If you have invested $10,000 in Coca-Cola in 1962 you would have got back more than $2.5 million including dividends in 2019. 

and the best part is you don’t have to do work hard that kind of money, let the time and your company working for you.

A growing business can mean growing dividends

Growth is probably the only reason for investing the equity rather than fixed income although fixed-income investments offer a fixed return, it is only when interest rates keep declining fixed-income investments such as bonds that offer the potential for capital gains potential profit growth.

However, young fast-growing companies seldom pay dividends. For dividend investing you should usually look for slow grower/sluggards.

These companies usually steadily grow at 4- 12 %, generally, give a very good dividend (about 4-6%) and are a good asset during the recession. Idea is to find the companies that steadily growing without external factors like wars, elections and rising interest rates do not affect them. When it comes to dividends legendary fund manager Peter Lynch relied on these sluggards in his whole career.

Dividend yield Pattern

Don’t just look for dividend yield, look for its pattern. Not everybody is Warren Buffett and doesn’t have a holding period of 80+ years.

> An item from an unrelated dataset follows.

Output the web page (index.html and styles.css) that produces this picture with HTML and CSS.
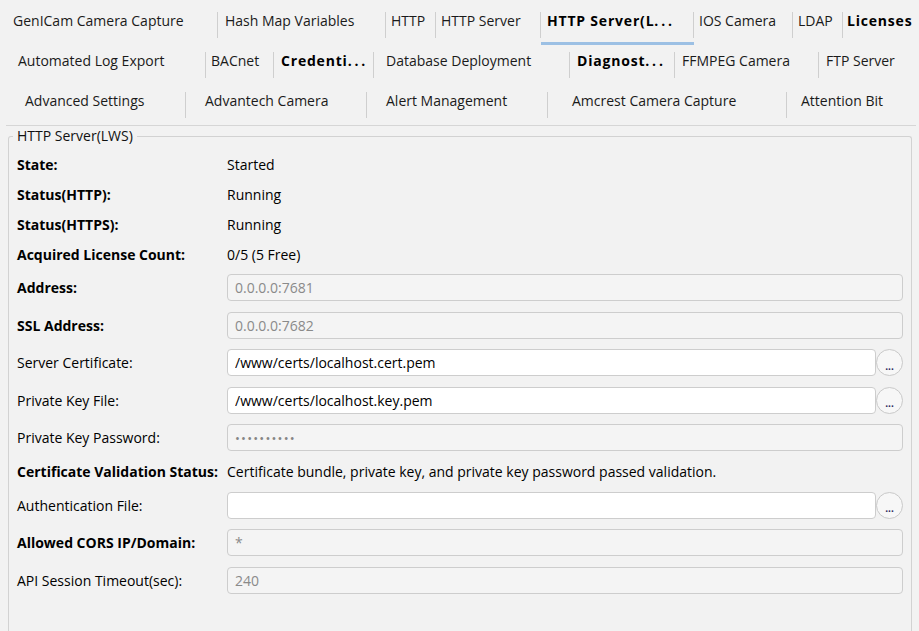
FILE: index.html
```html
<!DOCTYPE html>
<html lang="en">
<head>
    <meta charset="UTF-8">
    <meta name="viewport" content="width=device-width, initial-scale=1.0">
    <title>HTTP Server(LWS)</title>
    <link rel="stylesheet" href="styles.css">
</head>
<body>
    <div class="tabbar">
        <div class="tab-row row1">
            <div class="tab">GenICam Camera Capture</div>
            <div class="tab">Hash Map Variables</div>
            <div class="tab">HTTP</div>
            <div class="tab">HTTP Server</div>
            <div class="tab bold selected">HTTP Server(L<span class="more">...</span></div>
            <div class="tab">IOS Camera</div>
            <div class="tab">LDAP</div>
            <div class="tab bold">Licenses</div>
        </div>
        <div class="tab-row row2">
            <div class="tab">Automated Log Export</div>
            <div class="tab">BACnet</div>
            <div class="tab bold">Credenti<span class="more">...</span></div>
            <div class="tab">Database Deployment</div>
            <div class="tab bold">Diagnost<span class="more">...</span></div>
            <div class="tab">FFMPEG Camera</div>
            <div class="tab">FTP Server</div>
        </div>
        <div class="tab-row row3">
            <div class="tab">Advanced Settings</div>
            <div class="tab">Advantech Camera</div>
            <div class="tab">Alert Management</div>
            <div class="tab">Amcrest Camera Capture</div>
            <div class="tab">Attention Bit</div>
        </div>
    </div>
    <div class="tab-line"></div>

    <fieldset class="group">
        <legend>HTTP Server(LWS)</legend>

        <div class="field text-row">
            <span class="label bold">State:</span>
            <span class="value">Started</span>
        </div>
        <div class="field text-row">
            <span class="label bold">Status(HTTP):</span>
            <span class="value">Running</span>
        </div>
        <div class="field text-row">
            <span class="label bold">Status(HTTPS):</span>
            <span class="value">Running</span>
        </div>
        <div class="field text-row">
            <span class="label bold">Acquired License Count:</span>
            <span class="value">0/5 (5 Free)</span>
        </div>

        <div class="field input-row">
            <span class="label bold">Address:</span>
            <input class="box" type="text" value="0.0.0.0:7681" disabled>
        </div>
        <div class="field input-row">
            <span class="label bold">SSL Address:</span>
            <input class="box" type="text" value="0.0.0.0:7682" disabled>
        </div>
        <div class="field input-row">
            <span class="label">Server Certificate:</span>
            <input class="box editable" type="text" value="/www/certs/localhost.cert.pem">
            <button class="browse">...</button>
        </div>
        <div class="field input-row">
            <span class="label">Private Key File:</span>
            <input class="box editable" type="text" value="/www/certs/localhost.key.pem">
            <button class="browse">...</button>
        </div>
        <div class="field input-row">
            <span class="label">Private Key Password:</span>
            <input class="box secret" type="text" value="••••••••••" disabled>
        </div>
        <div class="field text-row">
            <span class="label bold">Certificate Validation Status:</span>
            <span class="value">Certificate bundle, private key, and private key password passed validation.</span>
        </div>
        <div class="field input-row">
            <span class="label">Authentication File:</span>
            <input class="box editable" type="text" value="">
            <button class="browse">...</button>
        </div>
        <div class="field input-row">
            <span class="label bold">Allowed CORS IP/Domain:</span>
            <input class="box" type="text" value="*" disabled>
        </div>
        <div class="field input-row">
            <span class="label">API Session Timeout(sec):</span>
            <input class="box" type="text" value="240" disabled>
        </div>
    </fieldset>
</body>
</html>
```
FILE: styles.css
```css
body {
    margin: 0;
    height: 631px;
    background-color: #f2f2f2;
    font-family: 'Open Sans', sans-serif;
    font-size: 14px;
    color: #000;
    overflow: hidden;
}
.bold {
    font-weight: bold;
}

/* tab header, three rows */
.tab-row {
    display: grid;
    height: 40px;
}
.row1 {
    grid-template-columns: 217px 168px 50px 105px 153px 99px 50px 1fr;
}
.row2 {
    grid-template-columns: 205px 68px 100px 196px 105px 144px 1fr;
}
.row3 {
    grid-template-columns: 185px 181px 181px 239px 1fr;
}
.tab {
    position: relative;
    padding: 11px 0 0 6px;
    line-height: 20px;
    white-space: nowrap;
    color: #1a1a1a;
}
.tab.bold {
    color: #000;
    letter-spacing: 0.8px;
}
.tab .more {
    letter-spacing: 2.8px;
}
.tab::before {
    content: '';
    position: absolute;
    left: 0;
    top: 12px;
    height: 26px;
    width: 1px;
    background-color: #cfcfcf;
}
.tab:first-child::before {
    display: none;
}
.row1 .tab:first-child {
    padding-left: 13px;
}
.row1 .tab:nth-child(2) {
    padding-left: 8px;
}
.row1 .tab:nth-child(5) {
    padding-left: 7px;
}
.row1 .tab:nth-child(8) {
    padding-left: 5px;
}
.row2 .tab {
    padding-left: 8px;
}
.row2 .tab:first-child {
    padding-left: 18px;
}
.row2 .tab:nth-child(2) {
    padding-left: 6px;
}
.row2 .tab:nth-child(4) {
    padding-left: 13px;
}
.row3 .tab {
    padding-left: 20px;
}
.row3 .tab:first-child {
    padding-left: 25px;
}
.row3 .tab:nth-child(4) {
    padding-left: 25px;
}
.row3 .tab:nth-child(5) {
    padding-left: 15px;
}
.tab.selected::after {
    content: '';
    position: absolute;
    left: 1px;
    right: -1px;
    top: 42px;
    height: 3px;
    background-color: #9cc0e4;
}
.tab-line {
    height: 1px;
    margin: 5px 3px 0 6px;
    background-color: #d6d6d6;
}

/* group box, runs past the bottom of the window */
.group {
    box-sizing: border-box;
    height: 505px;
    margin: 0 7px 0 8px;
    padding: 3px 8px 0 8px;
    border: 1px solid #d2d2d2;
    border-bottom: none;
    border-radius: 3px 3px 0 0;
    min-width: 0;
}
.group legend {
    padding: 0 4px;
    margin-left: -4px;
    line-height: 20px;
    color: #111;
}
.field {
    display: grid;
    grid-template-columns: 210px 1fr auto;
    align-items: center;
}
.text-row {
    height: 30px;
}
.input-row {
    height: 37.5px;
}
.label {
    white-space: nowrap;
}
.value {
    white-space: nowrap;
}
.box {
    height: 27px;
    box-sizing: border-box;
    padding: 0 7px;
    border: 1px solid #cdcdcd;
    border-radius: 4px;
    background-color: #f4f4f4;
    font-family: 'Open Sans', sans-serif;
    font-size: 14px;
    color: #8a8a8a;
    outline: none;
    width: 100%;
}
.box.editable {
    background-color: #fff;
    color: #000;
}
.box.secret {
    font-size: 13px;
    letter-spacing: 1.2px;
    color: #858585;
}
.browse {
    width: 27px;
    height: 27px;
    padding: 6px 0 0 0;
    border: 1px solid #c9c9c9;
    border-radius: 50%;
    background-color: #f7f7f7;
    font-family: 'Open Sans', sans-serif;
    font-size: 10px;
    font-weight: bold;
    line-height: 12px;
    color: #1f1f5a;
    cursor: pointer;
}
```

in theory higher the dividend yield increasing the more attractive is the stock prices.

however, if the dividend yield is increasing for some time, the company may be experiencing some unfavorable factors

if those unfavorable factors are short term in nature can be solved in the short to medium future (here skills of management comes into play) 

The next step to check it’s intrinsic value,  if the current price is

below its fair value then it is a bargain.

So check it’s dividend history for the yield pattern is it increasing or decreasing?

 

Red Flags

  • insider ownership is going down
  • a sudden increase in depreciation to pump profit
  • a sudden decrease in depreciation
  • not so good management history

 

Few more portfolio tips

  • It doesn’t need necessarily to be Broadly diversified
  • Dividend investing work in long term
  • look for Great business with a large business franchise or moats
  • Dividends can be re-invested for even more profits

Conclusion,

If the company is not making money then, how will you make money as a shareholder?

To sum up Warren Buffet once said

“Only buy something that you’d be perfectly happy to hold if the market shut down for 10 years.”

Investing in Great businesses for the long term has several advantages.

Above all, it allows truly Great businesses to compound your investment year after years.

In addition, Your risk keeps on decreasing with time,

Because you receive a portion of your money back as dividends.

it’s for you to decide if you want to re-invest the dividends which ideally you should.

or, just enjoy the regular income

All in all, You Should Seriously Consider investing in dividend stocks portfolio.